The surgeon who will be doing my bottom surgery recommended against doing the orchiectomy because the scar needs to be fully healed and pliable, which takes 6-12 months, so there’s a good risk that I’d have to cancel the surgery if it’s not ready. And if I cancel the surgery, I probably wouldn’t be able to be rescheduled for another 12-18 months minimum, given how booked the surgeon is. Plus the new surgeon who’s taking over the practice would be operating solo, without his predecessor overseeing things.
They’re not worried about the effects of normal levels of testosterone for another eight months — but I’m definitely uncomfortable with my body remasculizing during that time, plus whether that may pose an issue for getting breast implants this spring.
Then I heard back from my hormone doctor that he thinks the amount of masculinization may be minor, which potentially means not needing to do the orchi (my interpretation). But need to meet with him in person to get a clearer picture.
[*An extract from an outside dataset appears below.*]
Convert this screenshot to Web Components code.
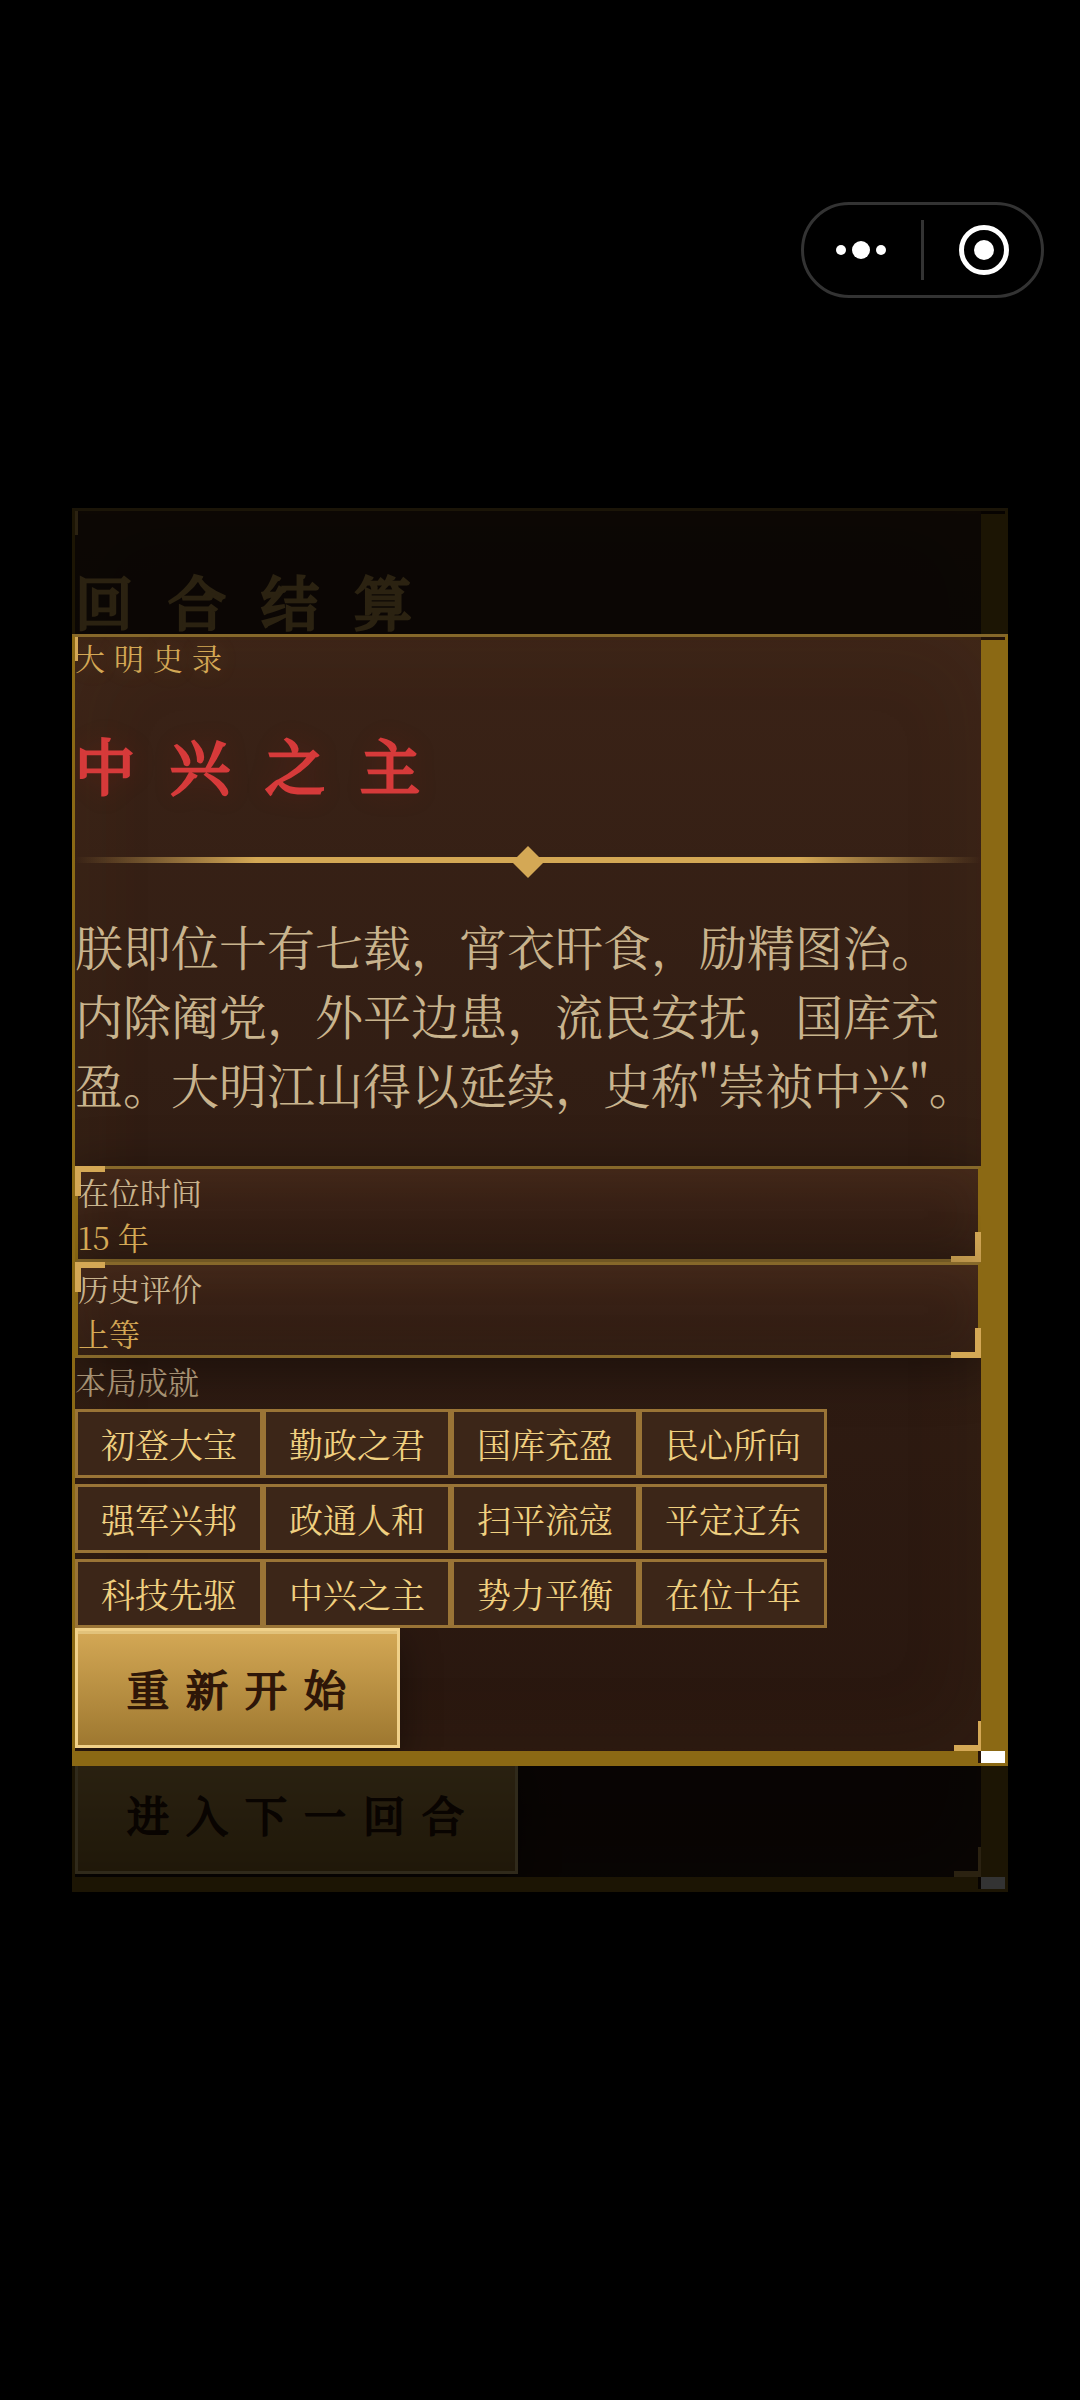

Some hard, hard decisions ahead.
Doing a lot better this morning.
The kidney problems are a speed bump, not a roadblock. Sent messages off to my primary care doctor and hormone doctor to get things rolling towards a solution.
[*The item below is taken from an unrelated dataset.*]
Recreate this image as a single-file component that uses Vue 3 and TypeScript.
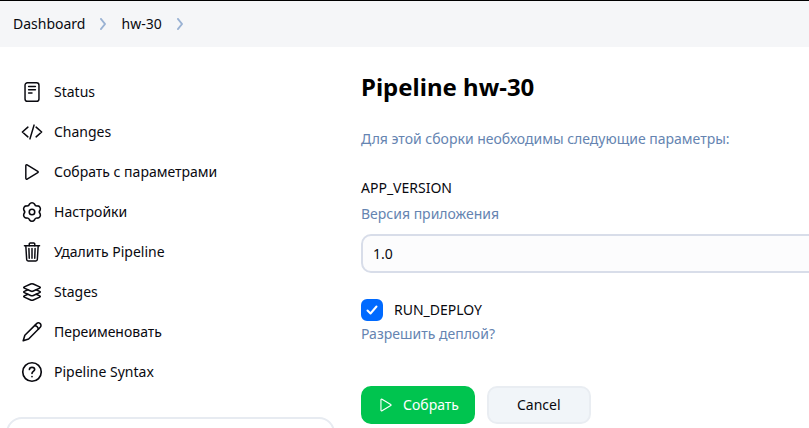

Not looking forward to an extra surgery, but so be it. Thankfully an orchiectomy is relatively minor as surgeries go.
Met with my regular doctor today and he confirmed the bad news I was expecting: spirolactone, the testosterone blocker I’m on is not only worsening my diabetes, but it’s now starting to cause serious kidney problems that could cause me to have to go on dialysis, or kill me if left unchecked.
So I need to go off it. But no testosterone blocker means my body will start re-masculizing. We’re doing a week-long test to see if maybe I can still take a smaller dose, but I’m not optimistic that’ll solve the kidney problems, nor prevent my body from changing in ways that are emotionally traumatic.
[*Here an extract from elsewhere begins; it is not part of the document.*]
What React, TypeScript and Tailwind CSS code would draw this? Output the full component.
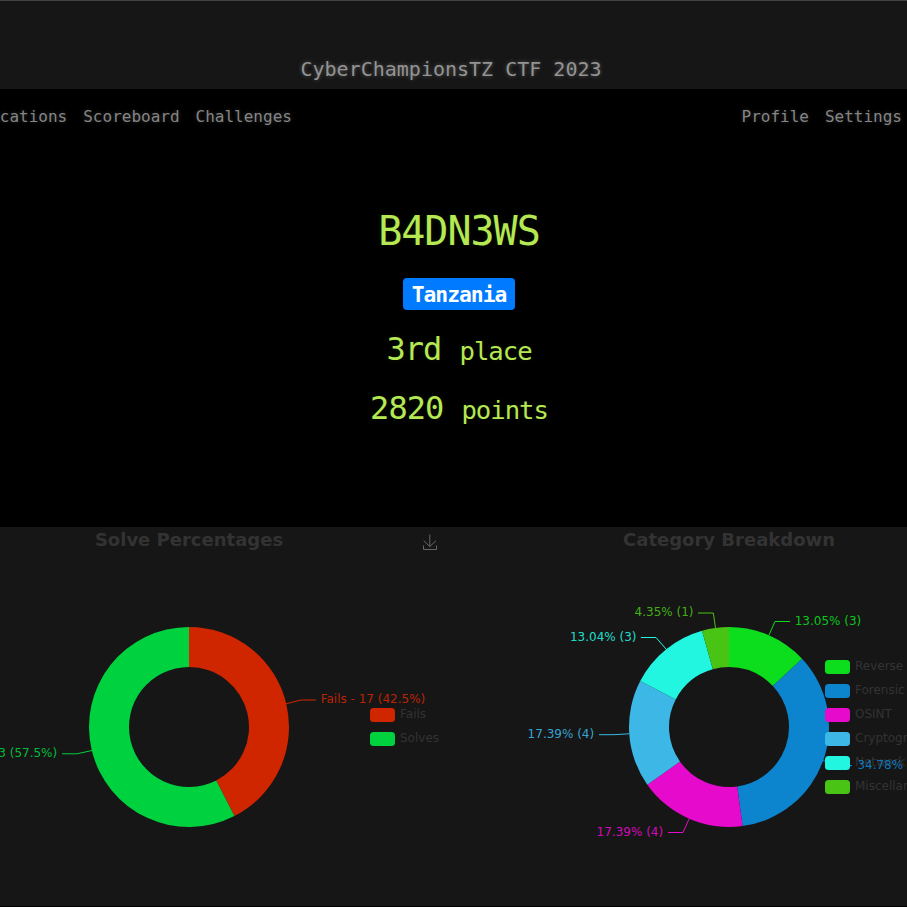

The ultimate solution is to have an orchiectomy to remove the testicles. Bye bye balls means no more testosterone. I wouldn’t mind seeing them gone, but doing that makes getting bottom surgery a bit more challenging next year. Without getting too TMI, one wants to avoid losing tissue and having scar tissue to work around. And Maude know if I can insurance to cover the orchi — my insurer will probably argue it’s “cosmetic” surgery and thus not covered (since they specifically prohibit coverage of almost all trans-related surgeries).
FML, just FML…
As I now close in on 190 hours of facial electrolysis, I look back on my naive optimism from two years ago.
Still a long ways to go,* although these days I rarely shave as long as I’m getting two hours of work done each week.
But the remaining hair is pretty translucent, making it hard for my electrologist to find, so I have to let it grow longer . Thankfully, it’s not terribly visible, but the feel of it — and the gender dysphoria it triggers — isn’t much fun.
* Hoping that I’ll be finished up in another six months or so. It’s a triumph of hope over experience, since my “stubborn Viking hair” as she calls it, is not giving up without a considerable fight.